For Immediate Release


By Joan C. McKinney, news and publications coordinator, and Heather Hensley, Case Manager, KHO

Campbellsville, Ky. – A hammer and some nails, lumber and shingles, and a crew of servant leaders are making it possible for Kentucky Heartland Outreach (KHO) to provide home repairs to families in the Central Kentucky region this summer.


Campbellsville University, which is affiliated with KHO, hosted approximately 60 volunteers, including youth and adults, came to Campbellsville from around the state to aid in the repairs. Groups from St. Paul Missionary Baptist Church in Louisville, Eubank Baptist Church in Eubank, Ky. and Marion Baptist Church in Marion, Ky. were among the volunteers in Campbellsville.

Willie Rodgers, left, of South Maple Street First Baptist Church of Somerset helps Darius Wright of Somerset as he cuts wood to work on a deck in Campbellsville. Both were volunteers with Kentucky Heartland Outreach. (Campbellsville University Photo by Joan C. McKinney)

The local Kentucky crews helped construct wheelchair and walking ramps for those needing assistance getting in and out of their home, as well as putting on much needed decks for more accessibility and replacing leaky roofs.


“We are so thankful each year for the number of groups that come out to volunteer their time,” said Todd Parish, president of KHO.

“It allows all of us to work together and minister not only to each other, but to the needs of the families in the community and bring them into a knowledge of Jesus Christ. He’s the reason we do everything we do.”

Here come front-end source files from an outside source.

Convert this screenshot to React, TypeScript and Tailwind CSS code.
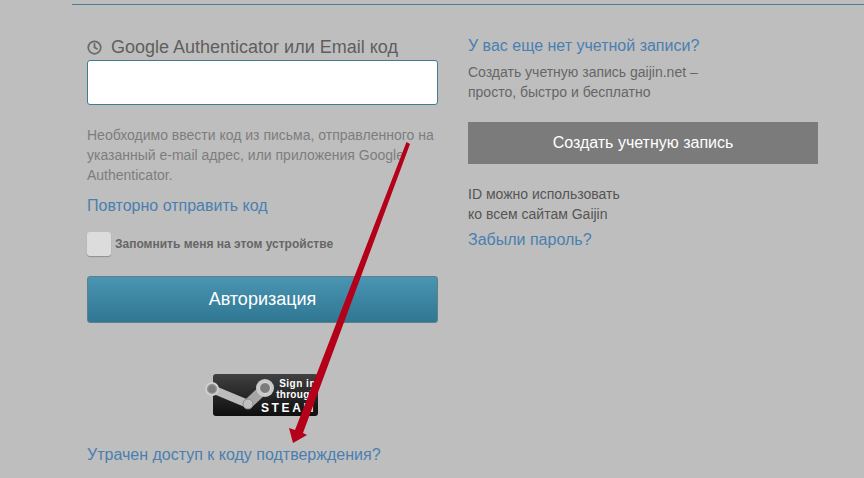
import { Clock } from 'lucide-react';

// Steam badge: pipe logo plus the three text lines
function SteamBadge() {
  return (
    <div className="relative h-[44px] w-[113px]">
      <div className="absolute bottom-0 right-0 flex h-[42px] w-[105px] flex-col items-end rounded-[3px] bg-gradient-to-b from-[#414141] to-[#0f0f0f] pr-[2px] pt-[4px] font-bold text-white">
        <span className="text-[10px] leading-[11px] tracking-[0.5px]">Sign in</span>
        <span className="text-[10px] leading-[11px] tracking-[0.3px]">through</span>
        <span className="mt-[2px] text-[12px] leading-[13px] tracking-[2.6px]">STEAM</span>
      </div>
      <svg className="absolute left-0 top-0" width="72" height="44" viewBox="0 0 72 44">
        <path d="M7 17 L43 32" stroke="#bcbcbc" strokeWidth="8" strokeLinecap="round" fill="none" />
        <path d="M43 32 L60 16" stroke="#a6a6a6" strokeWidth="10" strokeLinecap="round" fill="none" />
        <circle cx="7" cy="17" r="6" fill="#8f8f8f" stroke="#cfcfcf" strokeWidth="2" />
        <circle cx="7" cy="17" r="3.5" fill="#7d7d7d" />
        <circle cx="43" cy="32" r="5" fill="#c0c0c0" stroke="#8c8c8c" strokeWidth="1" />
        <circle cx="60" cy="16" r="9" fill="#c9c9c9" />
        <circle cx="60" cy="16" r="5.5" fill="#7c7c7c" stroke="#dddddd" strokeWidth="1" />
      </svg>
    </div>
  );
}

export default function App() {
  return (
    <div className="relative h-[478px] w-[864px] overflow-hidden bg-[#bebebe] font-['Liberation_Sans',Arial,sans-serif]">
      <div className="ml-[72px] mt-[4px] flex border-t border-[#4b7f92] pl-[15px] pt-[32px]">
        {/* Left column: login form */}
        <div className="w-[351px]">
          <div className="flex h-[23px] items-start">
            <Clock className="mt-[3px] h-[15px] w-[15px] text-[#6a6a6a]" strokeWidth={2.8} />
            <span className="ml-[9px] text-[18px] leading-[21px] text-[#5e5e5e]">Google Authenticator или Email код</span>
          </div>
          <div className="h-[45px] rounded-[3px] border border-[#3f7c92] bg-white" />
          <p className="mt-[20px] text-[14px] leading-[20px] text-[#7d7d7d]">
            Необходимо ввести код из письма, отправленного на указанный e-mail адрес, или приложения Google Authenticator.
          </p>
          <a className="mt-[10px] block text-[16px] leading-[22px] text-[#4a7fb0]">Повторно отправить код</a>
          <div className="mt-[15px] flex h-[24px] items-center">
            <div className="h-[24px] w-[24px] rounded-[3px] bg-[#dcdcdc] shadow-[0_1px_1px_#8f8f8f]" />
            <span className="ml-[4px] text-[12px] font-bold text-[#666666]">Запомнить меня на этом устройстве</span>
          </div>
          <button className="mt-[20px] h-[47px] w-full rounded-[3px] border border-[#5f7f8c] bg-gradient-to-b from-[#4a95b2] to-[#2f7793] text-[18px] text-white">
            Авторизация
          </button>
          <div className="ml-[118px] mt-[49px]">
            <SteamBadge />
          </div>
          <a className="mt-[29px] block text-[16px] leading-[20px] text-[#4a7fb0]">Утрачен доступ к коду подтверждения?</a>
        </div>
        {/* Right column: registration */}
        <div className="ml-[30px] w-[350px]">
          <a className="mt-[-1px] block text-[16px] leading-[20px] text-[#4a7fb0]">У вас еще нет учетной записи?</a>
          <p className="mt-[6px] text-[14px] leading-[20px] text-[#666666]">
            Создать учетную запись gaijin.net –<br />просто, быстро и бесплатно
          </p>
          <button className="mt-[20px] h-[42px] w-full bg-[#7b7b7b] text-[16px] text-white">Создать учетную запись</button>
          <p className="mt-[20px] text-[14px] leading-[20px] text-[#555555]">
            ID можно использовать<br />ко всем сайтам Gaijin
          </p>
          <a className="mt-[6px] block text-[16px] leading-[20px] text-[#4a7fb0]">Забыли пароль?</a>
        </div>
      </div>
      {/* Annotation arrow drawn over the page */}
      <svg className="absolute left-0 top-0" width="864" height="478" viewBox="0 0 864 478">
        <path d="M406.5 142 L410 144 L303 433 L307 435 L293 443 L289 428 L295 430 Z" fill="#b40018" />
      </svg>
    </div>
  );
}
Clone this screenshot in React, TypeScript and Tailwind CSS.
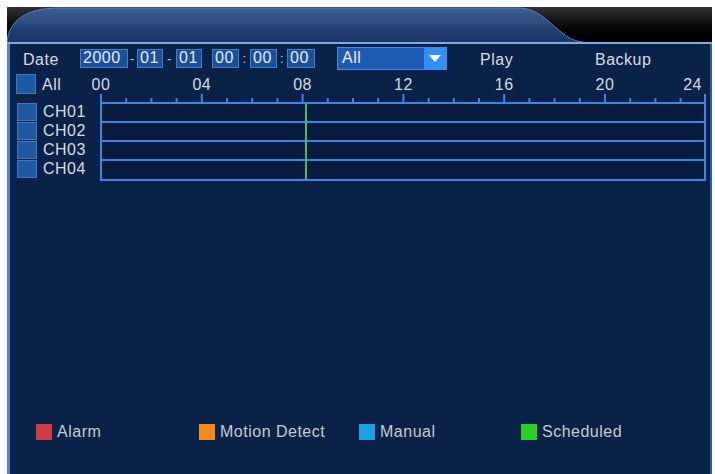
import React from 'react';

const hours = ['00', '04', '08', '12', '16', '20', '24'];
const channels = ['CH01', 'CH02', 'CH03', 'CH04'];
const legend = [
  { label: 'Alarm', color: 'bg-[#cf3b3b]', w: 'w-[163px]' },
  { label: 'Motion Detect', color: 'bg-[#f28c18]', w: 'w-[160px]' },
  { label: 'Manual', color: 'bg-[#1e9fe6]', w: 'w-[162px]' },
  { label: 'Scheduled', color: 'bg-[#2bcf2b]', w: 'w-[120px]' },
];

const HOUR = 604.8 / 24;

function Field({ value, w }: { value: string; w: string }) {
  return (
    <div
      className={`${w} h-[19px] flex items-center pl-[2px] bg-[#1b4f97] border border-[#3f7dd2] text-[#e4ebf3] text-[16px] leading-none`}
    >
      {value}
    </div>
  );
}

function Sep({ ch, w }: { ch: string; w: string }) {
  return <span className={`${w} text-center text-[#c9d3df] text-[13px] leading-none`}>{ch}</span>;
}

function Box({ h }: { h: string }) {
  return <div className={`w-[20px] ${h} bg-[#1d5a9f] border border-[#3878c4]`} />;
}

function Ruler() {
  const ticks = [];
  for (let i = 0; i <= 24; i++) {
    const major = i % 4 === 0;
    const x = Math.min(i * HOUR + 1, 605);
    ticks.push(
      <line key={i} x1={x} x2={x} y1={major ? 21 : 25} y2={29} stroke="#3a86dd" strokeWidth={2} />
    );
  }
  return (
    <div className="relative w-[606px] h-[29px]">
      {hours.map((h, i) => (
        <span
          key={h}
          className="absolute top-[4px] text-[16px] leading-none text-[#d3dae3] tracking-[0.5px]"
          style={
            i === hours.length - 1
              ? { right: 4 }
              : { left: i * 4 * HOUR + 1, transform: 'translateX(-50%)' }
          }
        >
          {h}
        </span>
      ))}
      <svg className="absolute inset-0" width="606" height="29">
        {ticks}
      </svg>
    </div>
  );
}

export default function App() {
  return (
    <div
      className="w-[715px] h-[474px] bg-white pt-[7px] pl-[7px] pr-[3px] flex flex-col overflow-hidden"
      style={{ fontFamily: '"Liberation Sans", Arial, sans-serif' }}
    >
      {/* top tab strip */}
      <div className="relative h-[35px] bg-gradient-to-b from-[#333333] via-[#0c0c0c] to-black">
        <svg className="absolute inset-0" width="705" height="35">
          <defs>
            <linearGradient id="tab" x1="0" y1="0" x2="0" y2="1">
              <stop offset="0" stopColor="#3d5d8e" />
              <stop offset="0.45" stopColor="#2c4b7e" />
              <stop offset="0.6" stopColor="#1f3d71" />
              <stop offset="1" stopColor="#1b376a" />
            </linearGradient>
          </defs>
          <path d="M0,35 C2,13 20,1 52,1 L512,1 C540,1 552,34 576,35 Z" fill="url(#tab)" />
          <path d="M0,35 C2,13 20,1 52,1 L512,1 C540,1 552,34 576,35" fill="none" stroke="#5b80b6" strokeWidth="1" />
        </svg>
      </div>
      <div className="h-[2px] bg-[#7fa9df]" />

      <div className="flex-1 flex flex-col bg-[#0a2248] border-l-[3px] border-l-[#4d86cf] border-r-2 border-r-[#2f5f9f] text-[#d6dce4] text-[16px] tracking-[0.5px]">
        {/* date / filter row */}
        <div className="flex items-center h-[24px] mt-[2px] pl-[13px]">
          <span className="w-[57px] pt-[4px]">Date</span>
          <Field value="2000" w="w-[48px]" />
          <Sep ch="-" w="w-[9px]" />
          <Field value="01" w="w-[26px]" />
          <Sep ch="-" w="w-[13px]" />
          <Field value="01" w="w-[26px]" />
          <span className="w-[10px]" />
          <Field value="00" w="w-[27px]" />
          <Sep ch=":" w="w-[11px]" />
          <Field value="00" w="w-[27px]" />
          <Sep ch=":" w="w-[10px]" />
          <Field value="00" w="w-[28px]" />
          <div className="ml-[22px] w-[110px] h-[23px] flex bg-[#1d5bb3] border border-[#4a8ae6]">
            <span className="flex-1 pl-[4px] flex items-center text-[#e8eef6]">All</span>
            <div className="w-[22px] flex items-center justify-center bg-[#2f92f2]">
              <svg width="12" height="7" viewBox="0 0 12 7">
                <path d="M0,0 L12,0 L6,7 Z" fill="#ffffff" />
              </svg>
            </div>
          </div>
          <span className="ml-[33px] w-[115px] pt-[4px]">Play</span>
          <span className="pt-[4px]">Backup</span>
        </div>

        {/* all + ruler */}
        <div className="flex items-end mt-[1px]">
          <div className="w-[90px] flex items-center pl-[6px] pb-[5px]">
            <Box h="h-[20px]" />
            <span className="ml-[6px] pt-[2px]">All</span>
          </div>
          <Ruler />
        </div>

        {/* channels */}
        <div className="flex">
          <div className="w-[90px] flex flex-col pl-[7px]">
            {channels.map((c, i) => (
              <div key={c} className={`flex items-center ${i === 3 ? 'h-[20px]' : 'h-[19px]'}`}>
                <Box h="h-[18px]" />
                <span className="ml-[6px] leading-none">{c}</span>
              </div>
            ))}
          </div>
          <div className="relative w-[606px] border-2 border-[#3b87e0] bg-[#061b3e] flex flex-col">
            <div className="h-[17px]" />
            <div className="h-[17px] border-t-2 border-[#3b87e0] box-content" />
            <div className="h-[17px] border-t-2 border-[#3b87e0] box-content" />
            <div className="h-[18px] border-t-2 border-[#3b87e0] box-content" />
            <div className="absolute top-0 bottom-0 left-[203px] w-[2px] bg-[#3fbf5c]" />
          </div>
        </div>

        {/* legend */}
        <div className="mt-auto mb-[30px] flex items-center pl-[26px] text-[#c3cbd4]">
          {legend.map((l) => (
            <div key={l.label} className={`${l.w} flex items-center`}>
              <span className={`w-4 h-4 ${l.color}`} />
              <span className="ml-[5px]">{l.label}</span>
            </div>
          ))}
        </div>
      </div>
    </div>
  );
}
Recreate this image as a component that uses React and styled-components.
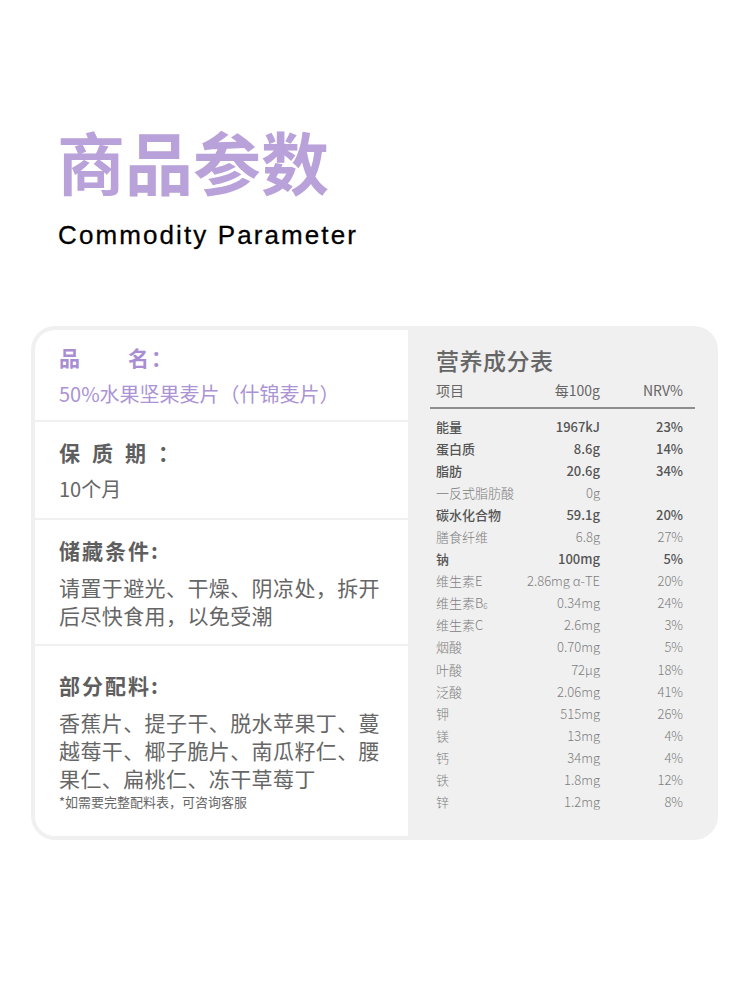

“It’s great to see a variety of groups from all over the nation, and even those close to home, come out and work with KHO on our projects. We were so thankful for the groups that came and brought their own aspects of aide and worship to the table. Each person has the opportunity to minister to someone in their own way and it’s amazing to see how everyone can use their talents and gifts to work towards one central ministry.”

Tim Coghill with Kentucky Heartland Outreach saws wood with help from D’Andree Logan of South Maple Street First Baptist Church of Somerset at right. In back are Alex Kilgore and Paul Watson of Eubank Baptist Church. (Campbellsville University Photo by Joan C. McKinney)

John Chowning, vice president for church and external relations and executive assistant to the president of Campbellsville University, said KHO is a “great ministry, and we at CU are very proud to be associated with them.

“KHO allows youth and our students to work with those who cannot help themselves, and we are pleased to work with these servant leaders to help others.”

Chowning said the university was pleased to host the groups from Louisville, Eubank and Marion as they worked in the community.

“One of the exciting things to witness about this particular week was the coming together of historically black churches from urban areas with historically white churches from rural areas,” Chowning said.

He said, “The leaders and youth from the different backgrounds learned from each other and benefited by the diverse backgrounds and experiences of those participating.  Christian servant ministry opportunities, such as the summer camps of KHO, are bringing a variety of people together.”

Chowning said, “There is a ‘unity amidst diversity’ that results in serving others in the name of Jesus Christ. Dr. Lincoln Bingham, Rev. Shelby Reynolds and all the other youth ministers and leaders involved, are to be commended for sharing in the vision to bring these groups together in a week of Christian servant ministry.  

“Lives are being changed through the outreach ministries of Campbellsville University such as Kentucky Heartland Outreach.”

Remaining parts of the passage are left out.